No, /. may not be the only place "we" look for news (not that I can remember anybody saying that, esp. not the original blurb), but it's a damn good place to discuss the news.
Gee indeed.

--
Lars T.
To the guy who modded me down from perfect to terrible Karma - Apple haters still suck
Re:You guys are way behind by Anonymous Coward · 2001-09-15 09:12 · Score: 0

and you..... you are .... well.........

this is what Slashdot does, don't be such a dork.

take that.

Re:Hello! by Turd+Fergus0n · 2001-09-15 03:53 · Score: 0, Offtopic

I'm Turd Fergus0n. Funny name huh? Turd Fergus0n, remember it.

--

Yeah, that's right. Turd Ferguson. It's a funny name.

People are to stuck on MHZ. by jellomizer · 2001-09-15 04:10 · Score: 1

The Only way they can probly avertise the Async chip is to give the MHZ of the fastest segement of the chip. That or they will actually have to advertise other segments of the computer that determin speed. Dose that meen that computers will be sold with more Cache Again, Or they actaully tell the Bus speed or even the Pipeline of the systems. My god this will turn computing advisertising around. Where a system simular to a SunBlade1000 with 8megs of Cache will actually be advertised faster then a P4Like system with 1/2Meg of cache. Will Wonders never siece.

--
If something is so important that you feel the need to post it on the internet... It probably isn't that important.

urban rumors... by Anonymous Coward · 2001-09-15 05:27 · Score: 0

One thing to think about is why in a freeway things move slower when there is a lot of traffic and faster when there is less traffic...

In asynchronous systems, control signals need to travel at the handshake speed. In a freeway, this is the brakelight to braking reaction time. In a chip this is the complete to start signal (or stall signal). This is often called the "speed-of-light" in an asynchronous system (the fastest speed information can travel).

Synchronous systems are benefit from coordination that operates globally with a path independent fast communication (the clock tree mismatch/jitter time). Clearly this is not scalable indefinitly, but its helps when practical.

In the final analysis, it will probably be true that although it appears that time is wasted in a single computational stage, the backpressure wave it will create in a pipeline is limited by the "speed-of-light" in the handshake which negates most of the advantages (since a clock is often run at the fastest speed-of-light possible and computes are repipelined to account for this). In the end, the only real savings will probably be in power area (although a chip that burns less power can run faster, this is a second order effect)...

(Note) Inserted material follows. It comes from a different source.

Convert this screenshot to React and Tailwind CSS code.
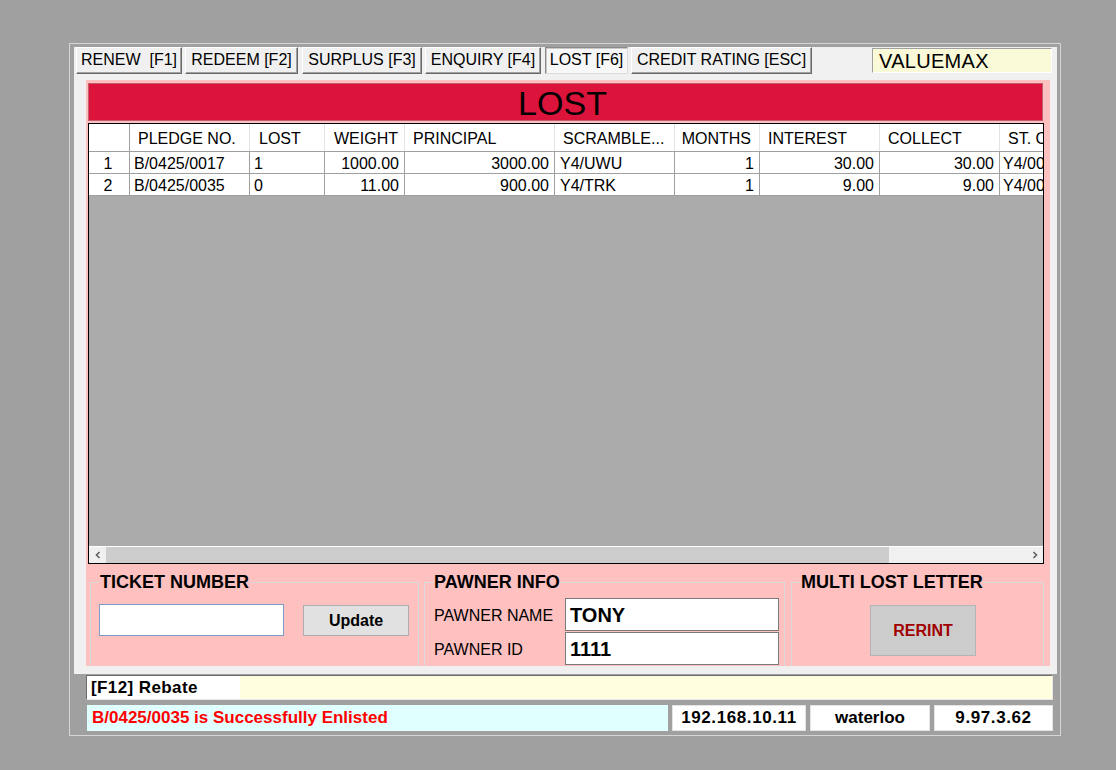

Think about this the next time you are stuck in asynchronous traffic and how global coordination trades some inefficiencies for greater global efficiency. In fact automatic car control systems have recongized this and have proposed car clusters to improve traffic efficiency (cars would group together using wireless lans and move in a group with tighter control, but still act asynchronously with the global traffic).

As with nearly all technologies, hybrid solutions are often better than ones that ones that are architecturally "pure". Practical systems that mix locally synchronous and globally asynchronous systems are probably the more optimal solutions for many problems. With the reverse (locally async and globally sync), backpressure waves cause losses in performance (because of loss of throughput, you can't run it totally pipeline full)....

Simplistic analysis like "time is wasted between clocks" does a disservice to /.-ers trying to understand this technology...

and it doesn't even make sense... by slew · 2001-09-15 05:37 · Score: 2

One of the first common "thinking-out-of-the-box" techniques used to crack smart cards was the sw was written to take different amounts of time to compute legal and illegal keys. By measuring the battery consumption, the smart card crackers could only search the space of legal keys.

No doubt this was a sw path put in by a well intentioned programmer trying to save battery life, but now all respected encryption systems reccomend a "veil" strategy, where all encryption/decryption operations take the same amount of time and power regardless of the key.

In practice this means that you find out the max time and power (plus some margin) and if you are done early and without using enough power, you waste time and power to pad out the the veil...

Nice thought, but this just goes to show that cryptographic systems really need to be designed by experts...

Re:and it doesn't even make sense... by randombit · 2001-09-15 06:35 · Score: 1

No doubt this was a sw path put in by a well intentioned programmer trying to save battery life, but now all respected encryption systems reccomend a "veil" strategy, where all encryption/decryption operations take the same amount of time and power regardless of the key.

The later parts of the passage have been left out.